■ Set exercise ■
Below are some entries. Transcribe the lines from the one holding "Emit a component" to the one holding "import React from", inclusive, but not the pictures among them.

# # # #

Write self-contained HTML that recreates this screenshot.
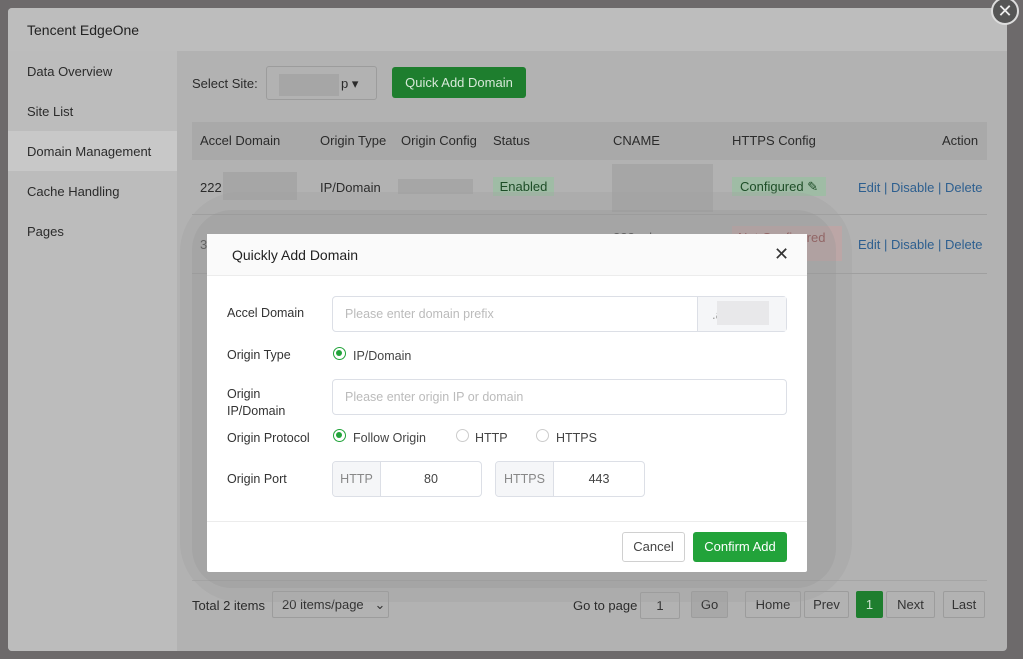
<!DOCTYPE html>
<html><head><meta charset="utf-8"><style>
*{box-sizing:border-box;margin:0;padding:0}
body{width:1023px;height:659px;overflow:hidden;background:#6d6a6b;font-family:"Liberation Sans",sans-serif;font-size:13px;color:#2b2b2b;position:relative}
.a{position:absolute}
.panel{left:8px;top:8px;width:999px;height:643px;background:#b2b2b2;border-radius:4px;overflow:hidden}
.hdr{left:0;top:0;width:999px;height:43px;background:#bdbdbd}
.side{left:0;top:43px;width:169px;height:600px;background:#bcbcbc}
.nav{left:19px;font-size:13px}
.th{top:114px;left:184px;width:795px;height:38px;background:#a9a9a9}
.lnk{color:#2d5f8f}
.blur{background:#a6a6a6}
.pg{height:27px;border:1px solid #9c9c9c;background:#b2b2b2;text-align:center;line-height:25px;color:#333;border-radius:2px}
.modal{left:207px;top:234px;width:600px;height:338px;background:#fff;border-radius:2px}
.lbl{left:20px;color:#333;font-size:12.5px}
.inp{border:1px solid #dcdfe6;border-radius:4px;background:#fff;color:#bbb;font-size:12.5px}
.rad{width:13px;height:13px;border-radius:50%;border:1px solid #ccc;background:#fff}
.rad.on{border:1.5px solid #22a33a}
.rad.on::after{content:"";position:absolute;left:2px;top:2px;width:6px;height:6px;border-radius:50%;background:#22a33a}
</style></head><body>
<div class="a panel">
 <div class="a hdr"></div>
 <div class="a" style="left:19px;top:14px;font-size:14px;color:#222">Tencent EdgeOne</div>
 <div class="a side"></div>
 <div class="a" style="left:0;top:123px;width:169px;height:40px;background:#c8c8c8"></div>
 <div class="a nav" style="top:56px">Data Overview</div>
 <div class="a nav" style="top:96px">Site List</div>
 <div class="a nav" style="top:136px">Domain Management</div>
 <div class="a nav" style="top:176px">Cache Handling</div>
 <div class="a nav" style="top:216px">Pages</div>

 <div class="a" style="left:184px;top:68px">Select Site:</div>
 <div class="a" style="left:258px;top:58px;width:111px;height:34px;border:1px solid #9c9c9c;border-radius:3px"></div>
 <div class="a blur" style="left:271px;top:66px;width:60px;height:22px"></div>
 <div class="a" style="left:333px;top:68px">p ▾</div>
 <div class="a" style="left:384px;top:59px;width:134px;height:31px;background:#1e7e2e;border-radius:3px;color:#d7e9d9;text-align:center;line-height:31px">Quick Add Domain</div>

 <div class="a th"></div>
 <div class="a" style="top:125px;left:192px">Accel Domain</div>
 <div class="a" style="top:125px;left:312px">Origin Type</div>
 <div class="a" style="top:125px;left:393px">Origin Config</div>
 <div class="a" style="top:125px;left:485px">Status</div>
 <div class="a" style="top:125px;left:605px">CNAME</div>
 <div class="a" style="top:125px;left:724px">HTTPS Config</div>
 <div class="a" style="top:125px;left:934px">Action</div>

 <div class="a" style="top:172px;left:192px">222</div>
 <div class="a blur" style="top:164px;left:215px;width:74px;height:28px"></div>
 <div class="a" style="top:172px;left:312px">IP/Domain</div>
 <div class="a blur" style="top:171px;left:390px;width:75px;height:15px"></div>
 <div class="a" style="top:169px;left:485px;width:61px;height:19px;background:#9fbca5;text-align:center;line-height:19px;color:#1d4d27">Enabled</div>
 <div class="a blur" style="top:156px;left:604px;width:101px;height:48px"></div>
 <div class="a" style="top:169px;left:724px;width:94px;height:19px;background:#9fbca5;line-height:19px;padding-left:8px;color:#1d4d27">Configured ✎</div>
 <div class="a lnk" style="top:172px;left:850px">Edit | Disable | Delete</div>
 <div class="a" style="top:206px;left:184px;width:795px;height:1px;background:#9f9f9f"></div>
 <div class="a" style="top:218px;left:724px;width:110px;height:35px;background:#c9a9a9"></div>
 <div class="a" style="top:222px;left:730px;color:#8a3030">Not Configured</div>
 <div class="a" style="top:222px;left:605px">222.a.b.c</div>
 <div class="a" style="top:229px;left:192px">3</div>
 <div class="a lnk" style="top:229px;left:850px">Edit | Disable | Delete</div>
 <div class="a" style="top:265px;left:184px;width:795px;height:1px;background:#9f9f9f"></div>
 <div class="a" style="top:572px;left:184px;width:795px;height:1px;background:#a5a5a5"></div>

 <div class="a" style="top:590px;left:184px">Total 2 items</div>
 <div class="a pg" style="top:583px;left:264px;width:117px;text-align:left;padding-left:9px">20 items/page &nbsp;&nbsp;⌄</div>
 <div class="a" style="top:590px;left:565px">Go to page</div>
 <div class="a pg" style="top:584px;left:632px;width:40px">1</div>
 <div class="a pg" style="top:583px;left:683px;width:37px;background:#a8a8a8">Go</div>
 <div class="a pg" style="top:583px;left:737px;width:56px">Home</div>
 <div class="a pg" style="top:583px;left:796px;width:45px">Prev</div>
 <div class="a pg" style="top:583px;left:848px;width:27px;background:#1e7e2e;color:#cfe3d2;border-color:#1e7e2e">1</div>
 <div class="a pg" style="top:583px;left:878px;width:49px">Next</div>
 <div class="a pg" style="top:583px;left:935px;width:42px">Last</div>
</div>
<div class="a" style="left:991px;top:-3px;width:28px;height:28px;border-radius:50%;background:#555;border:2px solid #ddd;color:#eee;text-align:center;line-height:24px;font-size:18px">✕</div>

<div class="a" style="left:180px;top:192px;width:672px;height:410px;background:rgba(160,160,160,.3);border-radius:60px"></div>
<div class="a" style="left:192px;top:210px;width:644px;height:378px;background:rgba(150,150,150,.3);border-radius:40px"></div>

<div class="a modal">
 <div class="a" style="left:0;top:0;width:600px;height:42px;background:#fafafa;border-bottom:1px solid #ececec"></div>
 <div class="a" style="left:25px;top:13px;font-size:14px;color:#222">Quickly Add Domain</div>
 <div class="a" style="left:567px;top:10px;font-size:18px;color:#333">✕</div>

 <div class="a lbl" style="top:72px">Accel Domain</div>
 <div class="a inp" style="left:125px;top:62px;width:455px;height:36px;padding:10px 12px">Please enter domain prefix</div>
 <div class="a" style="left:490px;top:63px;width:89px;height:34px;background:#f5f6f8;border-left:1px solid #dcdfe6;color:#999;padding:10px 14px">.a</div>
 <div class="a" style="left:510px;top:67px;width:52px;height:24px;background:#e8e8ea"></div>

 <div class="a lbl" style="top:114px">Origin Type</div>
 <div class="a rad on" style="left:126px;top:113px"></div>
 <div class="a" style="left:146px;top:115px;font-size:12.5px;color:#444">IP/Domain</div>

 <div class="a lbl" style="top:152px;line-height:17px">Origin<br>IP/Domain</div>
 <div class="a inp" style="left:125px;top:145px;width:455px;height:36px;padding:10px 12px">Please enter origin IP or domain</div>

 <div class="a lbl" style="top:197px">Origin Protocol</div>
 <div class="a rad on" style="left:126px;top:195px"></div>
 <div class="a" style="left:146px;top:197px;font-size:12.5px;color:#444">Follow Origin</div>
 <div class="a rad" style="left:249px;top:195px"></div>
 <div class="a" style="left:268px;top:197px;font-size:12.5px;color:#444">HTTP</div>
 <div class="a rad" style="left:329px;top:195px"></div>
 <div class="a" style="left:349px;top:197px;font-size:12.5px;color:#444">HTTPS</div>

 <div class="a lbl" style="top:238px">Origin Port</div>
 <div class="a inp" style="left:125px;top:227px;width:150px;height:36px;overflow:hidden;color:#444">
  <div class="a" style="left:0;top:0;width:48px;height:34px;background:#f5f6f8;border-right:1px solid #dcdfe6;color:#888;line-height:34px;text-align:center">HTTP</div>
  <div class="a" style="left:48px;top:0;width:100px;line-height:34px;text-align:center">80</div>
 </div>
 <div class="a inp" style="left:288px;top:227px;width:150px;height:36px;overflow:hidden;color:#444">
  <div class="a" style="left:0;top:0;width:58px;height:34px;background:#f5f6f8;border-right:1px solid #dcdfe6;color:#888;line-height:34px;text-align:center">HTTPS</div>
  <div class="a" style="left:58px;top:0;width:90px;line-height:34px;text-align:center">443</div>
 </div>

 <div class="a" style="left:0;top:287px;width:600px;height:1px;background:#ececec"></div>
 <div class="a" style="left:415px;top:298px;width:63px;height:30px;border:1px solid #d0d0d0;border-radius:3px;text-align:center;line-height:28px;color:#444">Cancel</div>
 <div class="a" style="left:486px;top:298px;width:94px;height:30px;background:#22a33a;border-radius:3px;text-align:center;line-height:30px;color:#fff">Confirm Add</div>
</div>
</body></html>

# # # #

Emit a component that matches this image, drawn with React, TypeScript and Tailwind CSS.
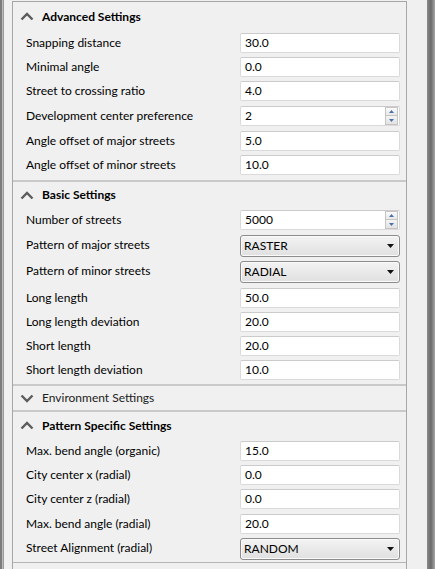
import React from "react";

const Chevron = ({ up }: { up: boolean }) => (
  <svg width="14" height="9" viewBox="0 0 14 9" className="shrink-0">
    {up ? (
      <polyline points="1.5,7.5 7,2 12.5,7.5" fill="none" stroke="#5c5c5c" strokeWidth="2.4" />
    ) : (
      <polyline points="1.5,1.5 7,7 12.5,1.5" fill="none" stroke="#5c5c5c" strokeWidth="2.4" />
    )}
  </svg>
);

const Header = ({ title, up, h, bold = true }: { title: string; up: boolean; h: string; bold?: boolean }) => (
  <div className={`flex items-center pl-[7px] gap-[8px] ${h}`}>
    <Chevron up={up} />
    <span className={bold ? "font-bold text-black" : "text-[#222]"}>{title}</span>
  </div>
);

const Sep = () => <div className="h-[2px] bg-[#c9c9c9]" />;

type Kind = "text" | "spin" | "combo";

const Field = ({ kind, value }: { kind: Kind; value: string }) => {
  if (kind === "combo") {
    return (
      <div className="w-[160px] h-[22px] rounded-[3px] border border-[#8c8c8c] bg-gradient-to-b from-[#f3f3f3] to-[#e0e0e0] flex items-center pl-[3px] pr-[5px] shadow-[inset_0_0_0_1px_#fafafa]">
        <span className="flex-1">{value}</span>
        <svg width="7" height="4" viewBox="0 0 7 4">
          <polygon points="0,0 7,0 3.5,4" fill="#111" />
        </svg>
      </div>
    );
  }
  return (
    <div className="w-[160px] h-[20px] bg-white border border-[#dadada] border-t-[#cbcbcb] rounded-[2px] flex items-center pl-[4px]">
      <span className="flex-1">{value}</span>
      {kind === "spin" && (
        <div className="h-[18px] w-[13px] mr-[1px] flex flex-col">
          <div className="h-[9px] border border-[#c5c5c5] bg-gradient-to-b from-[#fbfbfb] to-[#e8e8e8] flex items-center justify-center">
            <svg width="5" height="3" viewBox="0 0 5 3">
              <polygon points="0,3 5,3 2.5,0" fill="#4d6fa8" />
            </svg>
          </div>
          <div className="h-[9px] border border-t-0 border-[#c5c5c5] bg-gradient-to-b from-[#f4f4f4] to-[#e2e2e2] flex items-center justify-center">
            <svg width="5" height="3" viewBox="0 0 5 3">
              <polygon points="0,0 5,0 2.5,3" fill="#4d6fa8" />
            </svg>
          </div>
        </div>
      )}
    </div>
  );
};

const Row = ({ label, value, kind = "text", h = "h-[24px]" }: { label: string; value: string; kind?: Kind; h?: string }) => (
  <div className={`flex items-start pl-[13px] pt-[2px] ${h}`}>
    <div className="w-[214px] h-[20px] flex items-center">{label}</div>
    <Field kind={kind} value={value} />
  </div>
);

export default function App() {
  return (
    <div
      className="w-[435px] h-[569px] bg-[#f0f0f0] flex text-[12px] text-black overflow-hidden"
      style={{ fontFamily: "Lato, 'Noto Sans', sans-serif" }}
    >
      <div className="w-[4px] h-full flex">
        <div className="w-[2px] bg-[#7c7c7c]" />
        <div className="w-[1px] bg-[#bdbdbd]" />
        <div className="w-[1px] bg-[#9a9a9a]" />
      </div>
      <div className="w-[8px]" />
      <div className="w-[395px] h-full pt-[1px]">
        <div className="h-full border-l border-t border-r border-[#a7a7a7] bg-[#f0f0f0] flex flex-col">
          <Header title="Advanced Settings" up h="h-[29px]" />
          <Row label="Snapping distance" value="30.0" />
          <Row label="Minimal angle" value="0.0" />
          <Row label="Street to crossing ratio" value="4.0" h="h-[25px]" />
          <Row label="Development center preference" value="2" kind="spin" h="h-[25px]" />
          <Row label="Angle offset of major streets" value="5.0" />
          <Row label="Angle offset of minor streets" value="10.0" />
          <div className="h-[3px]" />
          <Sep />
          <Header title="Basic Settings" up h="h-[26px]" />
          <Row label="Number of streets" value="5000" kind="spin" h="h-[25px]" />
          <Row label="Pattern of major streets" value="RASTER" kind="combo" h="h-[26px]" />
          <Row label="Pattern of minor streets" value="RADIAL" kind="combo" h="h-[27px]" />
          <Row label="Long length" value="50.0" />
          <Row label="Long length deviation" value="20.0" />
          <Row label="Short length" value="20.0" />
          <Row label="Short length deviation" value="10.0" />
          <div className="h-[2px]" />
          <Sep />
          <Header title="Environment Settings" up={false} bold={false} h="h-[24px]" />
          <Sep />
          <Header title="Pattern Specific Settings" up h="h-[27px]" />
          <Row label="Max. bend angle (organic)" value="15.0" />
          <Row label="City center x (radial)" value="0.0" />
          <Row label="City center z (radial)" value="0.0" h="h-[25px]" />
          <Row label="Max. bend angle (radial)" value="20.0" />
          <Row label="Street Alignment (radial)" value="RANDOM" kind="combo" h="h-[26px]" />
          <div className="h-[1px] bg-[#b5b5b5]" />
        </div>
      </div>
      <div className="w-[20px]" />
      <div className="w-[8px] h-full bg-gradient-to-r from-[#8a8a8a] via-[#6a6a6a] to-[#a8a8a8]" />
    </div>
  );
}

# # # #

■ Problem solution ■
Emit a component that matches this image, drawn with React, TypeScript and Tailwind CSS.
import React from "react";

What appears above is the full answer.